SOURCE MATERIAL ::

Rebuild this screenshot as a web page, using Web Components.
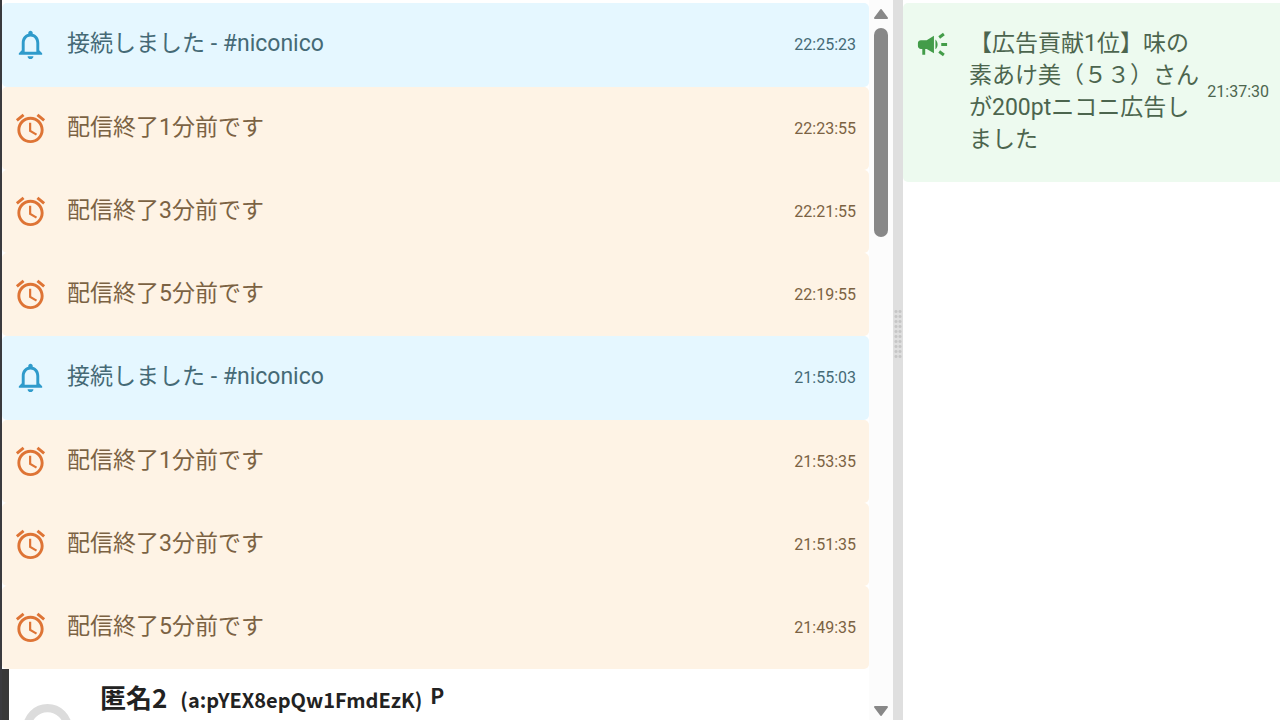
<!DOCTYPE html>
<html lang="ja">
<head>
<meta charset="utf-8">
<title>コメント一覧</title>
<style>
  body { margin: 0; background: #fff; font-family: Roboto, "Noto Sans CJK JP", sans-serif; }
</style>
</head>
<body>
<comment-viewer>
  <notice-row kind="info" time="22:25:23">接続しました - #niconico</notice-row>
  <notice-row kind="alarm" time="22:23:55">配信終了1分前です</notice-row>
  <notice-row kind="alarm" time="22:21:55">配信終了3分前です</notice-row>
  <notice-row kind="alarm" time="22:19:55">配信終了5分前です</notice-row>
  <notice-row kind="info" time="21:55:03">接続しました - #niconico</notice-row>
  <notice-row kind="alarm" time="21:53:35">配信終了1分前です</notice-row>
  <notice-row kind="alarm" time="21:51:35">配信終了3分前です</notice-row>
  <notice-row kind="alarm" time="21:49:35">配信終了5分前です</notice-row>
  <user-comment name="匿名2" user-id="a:pYEX8epQw1FmdEzK" badge="P"></user-comment>
  <notice-row slot="side" kind="ad" time="21:37:30">【広告貢献1位】味の素あけ美（５３）さんが200ptニコニ広告しました</notice-row>
</comment-viewer>

<script>
const ICONS = {
  info: "M12 22c1.1 0 2-.9 2-2h-4c0 1.1.89 2 2 2zm6-6v-5c0-3.07-1.63-5.64-4.5-6.32V4c0-.83-.67-1.5-1.5-1.5s-1.5.67-1.5 1.5v.68C7.64 5.36 6 7.92 6 11v5l-2 2v1h16v-1l-2-2zm-2 1H8v-6c0-2.48 1.51-4.5 4-4.5s4 2.02 4 4.5v6z",
  alarm: "M22 5.72l-4.6-3.86-1.29 1.53 4.6 3.86L22 5.72zM7.88 3.39L6.6 1.86 2 5.71l1.29 1.53 4.59-3.85zM12.5 8H11v6l4.75 2.85.75-1.23-4-2.37V8zM12 4c-4.97 0-9 4.03-9 9s4.02 9 9 9c4.97 0 9-4.03 9-9s-4.03-9-9-9zm0 16c-3.87 0-7-3.13-7-7s3.13-7 7-7 7 3.13 7 7-3.13 7-7 7z",
  ad: "M18 11v2h4v-2h-4zm-2 6.61c.96.71 2.21 1.65 3.2 2.39.4-.53.8-1.07 1.2-1.6-.99-.74-2.24-1.68-3.2-2.4-.4.54-.8 1.08-1.2 1.61zM20.4 5.6c-.4-.53-.8-1.07-1.2-1.6-.99.74-2.24 1.68-3.2 2.4.4.53.8 1.07 1.2 1.6.96-.72 2.21-1.65 3.2-2.4zM4 9c-1.1 0-2 .9-2 2v2c0 1.1.9 2 2 2h1v4h2v-4h1l5 3V6L8 9H4zm11.5 3c0-1.33-.58-2.53-1.5-3.35v6.69c.92-.81 1.5-2.01 1.5-3.34z"
};

class NoticeRow extends HTMLElement {
  constructor() {
    super();
    this.attachShadow({ mode: "open" });
  }

  connectedCallback() {
    const kind = this.getAttribute("kind") || "info";
    const time = this.getAttribute("time") || "";
    this.shadowRoot.innerHTML = `
      <style>
        :host { display: flex; align-items: flex-start; padding: 24px 13px 24px 11px; border-radius: 5px; }
        :host([kind="info"]) { background: #e5f7ff; color: #456a76; --icon: #2f9bcb; padding-bottom: 25px; }
        :host([kind="alarm"]) { background: #fef3e5; color: #7b6243; --icon: #de7435; }
        :host([kind="ad"]) { background: #edfaef; color: #4c654e; --icon: #439c49; padding: 24px 11px 26px 12px; border-radius: 5px 0 0 5px; }
        svg { flex: none; width: 35px; height: 35px; margin-right: 19px; fill: var(--icon); }
        .text { flex: 1; min-width: 0; padding-top: 1px; font-size: 23px; line-height: 32px; }
        time { align-self: center; margin-left: 6px; font-size: 16px; line-height: 20px; }
      </style>
      <svg viewBox="0 0 24 24" aria-hidden="true"><path d="${ICONS[kind]}"/></svg>
      <div class="text"><slot></slot></div>
      <time>${time}</time>
    `;
  }
}

class UserComment extends HTMLElement {
  constructor() {
    super();
    this.attachShadow({ mode: "open" });
  }

  connectedCallback() {
    this.shadowRoot.innerHTML = `
      <style>
        :host { display: flex; align-items: flex-start; gap: 28px; padding: 10px 12px 24px 14px; border-left: 7px solid #383838;
          background: #fff; color: #222; font-family: "Noto Sans CJK JP", sans-serif; font-weight: 700; }
        .avatar { flex: none; width: 49px; height: 49px; margin-top: 25px; }
        .head { display: flex; align-items: baseline; line-height: 36px; }
        .name { font-size: 26px; }
        .id { margin-left: 13px; font-size: 20px; }
        .badge { align-self: flex-start; margin-left: 8px; font-size: 21px; line-height: 32px; }
      </style>
      <svg class="avatar" viewBox="0 0 48 48" aria-hidden="true">
        <circle cx="24" cy="24" r="20" fill="none" stroke="#dcdcdc" stroke-width="8"/>
      </svg>
      <div class="head">
        <span class="name">${this.getAttribute("name")}</span>
        <span class="id">(${this.getAttribute("user-id")})</span>
        <span class="badge">${this.getAttribute("badge")}</span>
      </div>
    `;
  }
}

class ListScrollbar extends HTMLElement {
  constructor() {
    super();
    this.attachShadow({ mode: "open" }).innerHTML = `
      <style>
        :host { display: flex; flex-direction: column; align-items: center; width: 24px; background: #fcfcfc; }
        button { display: flex; justify-content: center; align-items: center; width: 24px; height: 28px; margin: 0; padding: 0; border: 0; background: none; }
        .down { height: 18px; }
        svg { width: 16px; height: 12px; fill: #888; stroke: #888; stroke-width: 2; stroke-linejoin: round; }
        .track { flex: 1; min-height: 0; }
        .thumb { width: 14px; height: 31%; border-radius: 7px; background: #888; }
      </style>
      <button type="button" aria-label="上へ"><svg viewBox="0 0 16 12"><path d="M8 2l6 8H2z"/></svg></button>
      <div class="track"><div class="thumb"></div></div>
      <button type="button" class="down" aria-label="下へ"><svg viewBox="0 0 16 12"><path d="M8 10l6-8H2z"/></svg></button>
    `;
  }
}

class PaneSplitter extends HTMLElement {
  constructor() {
    super();
    this.attachShadow({ mode: "open" }).innerHTML = `
      <style>
        :host { display: flex; align-items: center; justify-content: center; width: 10px; background: #dfdfdf; cursor: col-resize; }
        .grip { width: 8px; height: 50px; margin-bottom: 52px;
          background: radial-gradient(circle, #c6c6c6 1px, transparent 2px) 0 0 / 4px 5px; }
      </style>
      <div class="grip"></div>
    `;
  }
}

class CommentViewer extends HTMLElement {
  constructor() {
    super();
    this.attachShadow({ mode: "open" }).innerHTML = `
      <style>
        :host { display: grid; grid-template-columns: minmax(0, 1fr) 24px 10px minmax(0, 377px); height: 100vh; overflow: hidden; }
        .list { min-height: 0; padding-top: 3px; overflow: hidden; border-left: 2px solid #3a3a3e; }
        .side { min-height: 0; padding-top: 3px; overflow: hidden; }
      </style>
      <main class="list"><slot></slot></main>
      <list-scrollbar></list-scrollbar>
      <pane-splitter></pane-splitter>
      <aside class="side"><slot name="side"></slot></aside>
    `;
  }
}

customElements.define("notice-row", NoticeRow);
customElements.define("user-comment", UserComment);
customElements.define("list-scrollbar", ListScrollbar);
customElements.define("pane-splitter", PaneSplitter);
customElements.define("comment-viewer", CommentViewer);
</script>
</body>
</html>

WHAT THE TASK ASKS :: Set the data above down again exactly as given, with no pictures.

EXPECTED ANSWER ::
Rebuild this screenshot as a web page, using Web Components.
<!DOCTYPE html>
<html lang="ja">
<head>
<meta charset="utf-8">
<title>コメント一覧</title>
<style>
  body { margin: 0; background: #fff; font-family: Roboto, "Noto Sans CJK JP", sans-serif; }
</style>
</head>
<body>
<comment-viewer>
  <notice-row kind="info" time="22:25:23">接続しました - #niconico</notice-row>
  <notice-row kind="alarm" time="22:23:55">配信終了1分前です</notice-row>
  <notice-row kind="alarm" time="22:21:55">配信終了3分前です</notice-row>
  <notice-row kind="alarm" time="22:19:55">配信終了5分前です</notice-row>
  <notice-row kind="info" time="21:55:03">接続しました - #niconico</notice-row>
  <notice-row kind="alarm" time="21:53:35">配信終了1分前です</notice-row>
  <notice-row kind="alarm" time="21:51:35">配信終了3分前です</notice-row>
  <notice-row kind="alarm" time="21:49:35">配信終了5分前です</notice-row>
  <user-comment name="匿名2" user-id="a:pYEX8epQw1FmdEzK" badge="P"></user-comment>
  <notice-row slot="side" kind="ad" time="21:37:30">【広告貢献1位】味の素あけ美（５３）さんが200ptニコニ広告しました</notice-row>
</comment-viewer>

<script>
const ICONS = {
  info: "M12 22c1.1 0 2-.9 2-2h-4c0 1.1.89 2 2 2zm6-6v-5c0-3.07-1.63-5.64-4.5-6.32V4c0-.83-.67-1.5-1.5-1.5s-1.5.67-1.5 1.5v.68C7.64 5.36 6 7.92 6 11v5l-2 2v1h16v-1l-2-2zm-2 1H8v-6c0-2.48 1.51-4.5 4-4.5s4 2.02 4 4.5v6z",
  alarm: "M22 5.72l-4.6-3.86-1.29 1.53 4.6 3.86L22 5.72zM7.88 3.39L6.6 1.86 2 5.71l1.29 1.53 4.59-3.85zM12.5 8H11v6l4.75 2.85.75-1.23-4-2.37V8zM12 4c-4.97 0-9 4.03-9 9s4.02 9 9 9c4.97 0 9-4.03 9-9s-4.03-9-9-9zm0 16c-3.87 0-7-3.13-7-7s3.13-7 7-7 7 3.13 7 7-3.13 7-7 7z",
  ad: "M18 11v2h4v-2h-4zm-2 6.61c.96.71 2.21 1.65 3.2 2.39.4-.53.8-1.07 1.2-1.6-.99-.74-2.24-1.68-3.2-2.4-.4.54-.8 1.08-1.2 1.61zM20.4 5.6c-.4-.53-.8-1.07-1.2-1.6-.99.74-2.24 1.68-3.2 2.4.4.53.8 1.07 1.2 1.6.96-.72 2.21-1.65 3.2-2.4zM4 9c-1.1 0-2 .9-2 2v2c0 1.1.9 2 2 2h1v4h2v-4h1l5 3V6L8 9H4zm11.5 3c0-1.33-.58-2.53-1.5-3.35v6.69c.92-.81 1.5-2.01 1.5-3.34z"
};

class NoticeRow extends HTMLElement {
  constructor() {
    super();
    this.attachShadow({ mode: "open" });
  }

  connectedCallback() {
    const kind = this.getAttribute("kind") || "info";
    const time = this.getAttribute("time") || "";
    this.shadowRoot.innerHTML = `
      <style>
        :host { display: flex; align-items: flex-start; padding: 24px 13px 24px 11px; border-radius: 5px; }
        :host([kind="info"]) { background: #e5f7ff; color: #456a76; --icon: #2f9bcb; padding-bottom: 25px; }
        :host([kind="alarm"]) { background: #fef3e5; color: #7b6243; --icon: #de7435; }
        :host([kind="ad"]) { background: #edfaef; color: #4c654e; --icon: #439c49; padding: 24px 11px 26px 12px; border-radius: 5px 0 0 5px; }
        svg { flex: none; width: 35px; height: 35px; margin-right: 19px; fill: var(--icon); }
        .text { flex: 1; min-width: 0; padding-top: 1px; font-size: 23px; line-height: 32px; }
        time { align-self: center; margin-left: 6px; font-size: 16px; line-height: 20px; }
      </style>
      <svg viewBox="0 0 24 24" aria-hidden="true"><path d="${ICONS[kind]}"/></svg>
      <div class="text"><slot></slot></div>
      <time>${time}</time>
    `;
  }
}

class UserComment extends HTMLElement {
  constructor() {
    super();
    this.attachShadow({ mode: "open" });
  }

  connectedCallback() {
    this.shadowRoot.innerHTML = `
      <style>
        :host { display: flex; align-items: flex-start; gap: 28px; padding: 10px 12px 24px 14px; border-left: 7px solid #383838;
          background: #fff; color: #222; font-family: "Noto Sans CJK JP", sans-serif; font-weight: 700; }
        .avatar { flex: none; width: 49px; height: 49px; margin-top: 25px; }
        .head { display: flex; align-items: baseline; line-height: 36px; }
        .name { font-size: 26px; }
        .id { margin-left: 13px; font-size: 20px; }
        .badge { align-self: flex-start; margin-left: 8px; font-size: 21px; line-height: 32px; }
      </style>
      <svg class="avatar" viewBox="0 0 48 48" aria-hidden="true">
        <circle cx="24" cy="24" r="20" fill="none" stroke="#dcdcdc" stroke-width="8"/>
      </svg>
      <div class="head">
        <span class="name">${this.getAttribute("name")}</span>
        <span class="id">(${this.getAttribute("user-id")})</span>
        <span class="badge">${this.getAttribute("badge")}</span>
      </div>
    `;
  }
}

class ListScrollbar extends HTMLElement {
  constructor() {
    super();
    this.attachShadow({ mode: "open" }).innerHTML = `
      <style>
        :host { display: flex; flex-direction: column; align-items: center; width: 24px; background: #fcfcfc; }
        button { display: flex; justify-content: center; align-items: center; width: 24px; height: 28px; margin: 0; padding: 0; border: 0; background: none; }
        .down { height: 18px; }
        svg { width: 16px; height: 12px; fill: #888; stroke: #888; stroke-width: 2; stroke-linejoin: round; }
        .track { flex: 1; min-height: 0; }
        .thumb { width: 14px; height: 31%; border-radius: 7px; background: #888; }
      </style>
      <button type="button" aria-label="上へ"><svg viewBox="0 0 16 12"><path d="M8 2l6 8H2z"/></svg></button>
      <div class="track"><div class="thumb"></div></div>
      <button type="button" class="down" aria-label="下へ"><svg viewBox="0 0 16 12"><path d="M8 10l6-8H2z"/></svg></button>
    `;
  }
}

class PaneSplitter extends HTMLElement {
  constructor() {
    super();
    this.attachShadow({ mode: "open" }).innerHTML = `
      <style>
        :host { display: flex; align-items: center; justify-content: center; width: 10px; background: #dfdfdf; cursor: col-resize; }
        .grip { width: 8px; height: 50px; margin-bottom: 52px;
          background: radial-gradient(circle, #c6c6c6 1px, transparent 2px) 0 0 / 4px 5px; }
      </style>
      <div class="grip"></div>
    `;
  }
}

class CommentViewer extends HTMLElement {
  constructor() {
    super();
    this.attachShadow({ mode: "open" }).innerHTML = `
      <style>
        :host { display: grid; grid-template-columns: minmax(0, 1fr) 24px 10px minmax(0, 377px); height: 100vh; overflow: hidden; }
        .list { min-height: 0; padding-top: 3px; overflow: hidden; border-left: 2px solid #3a3a3e; }
        .side { min-height: 0; padding-top: 3px; overflow: hidden; }
      </style>
      <main class="list"><slot></slot></main>
      <list-scrollbar></list-scrollbar>
      <pane-splitter></pane-splitter>
      <aside class="side"><slot name="side"></slot></aside>
    `;
  }
}

customElements.define("notice-row", NoticeRow);
customElements.define("user-comment", UserComment);
customElements.define("list-scrollbar", ListScrollbar);
customElements.define("pane-splitter", PaneSplitter);
customElements.define("comment-viewer", CommentViewer);
</script>
</body>
</html>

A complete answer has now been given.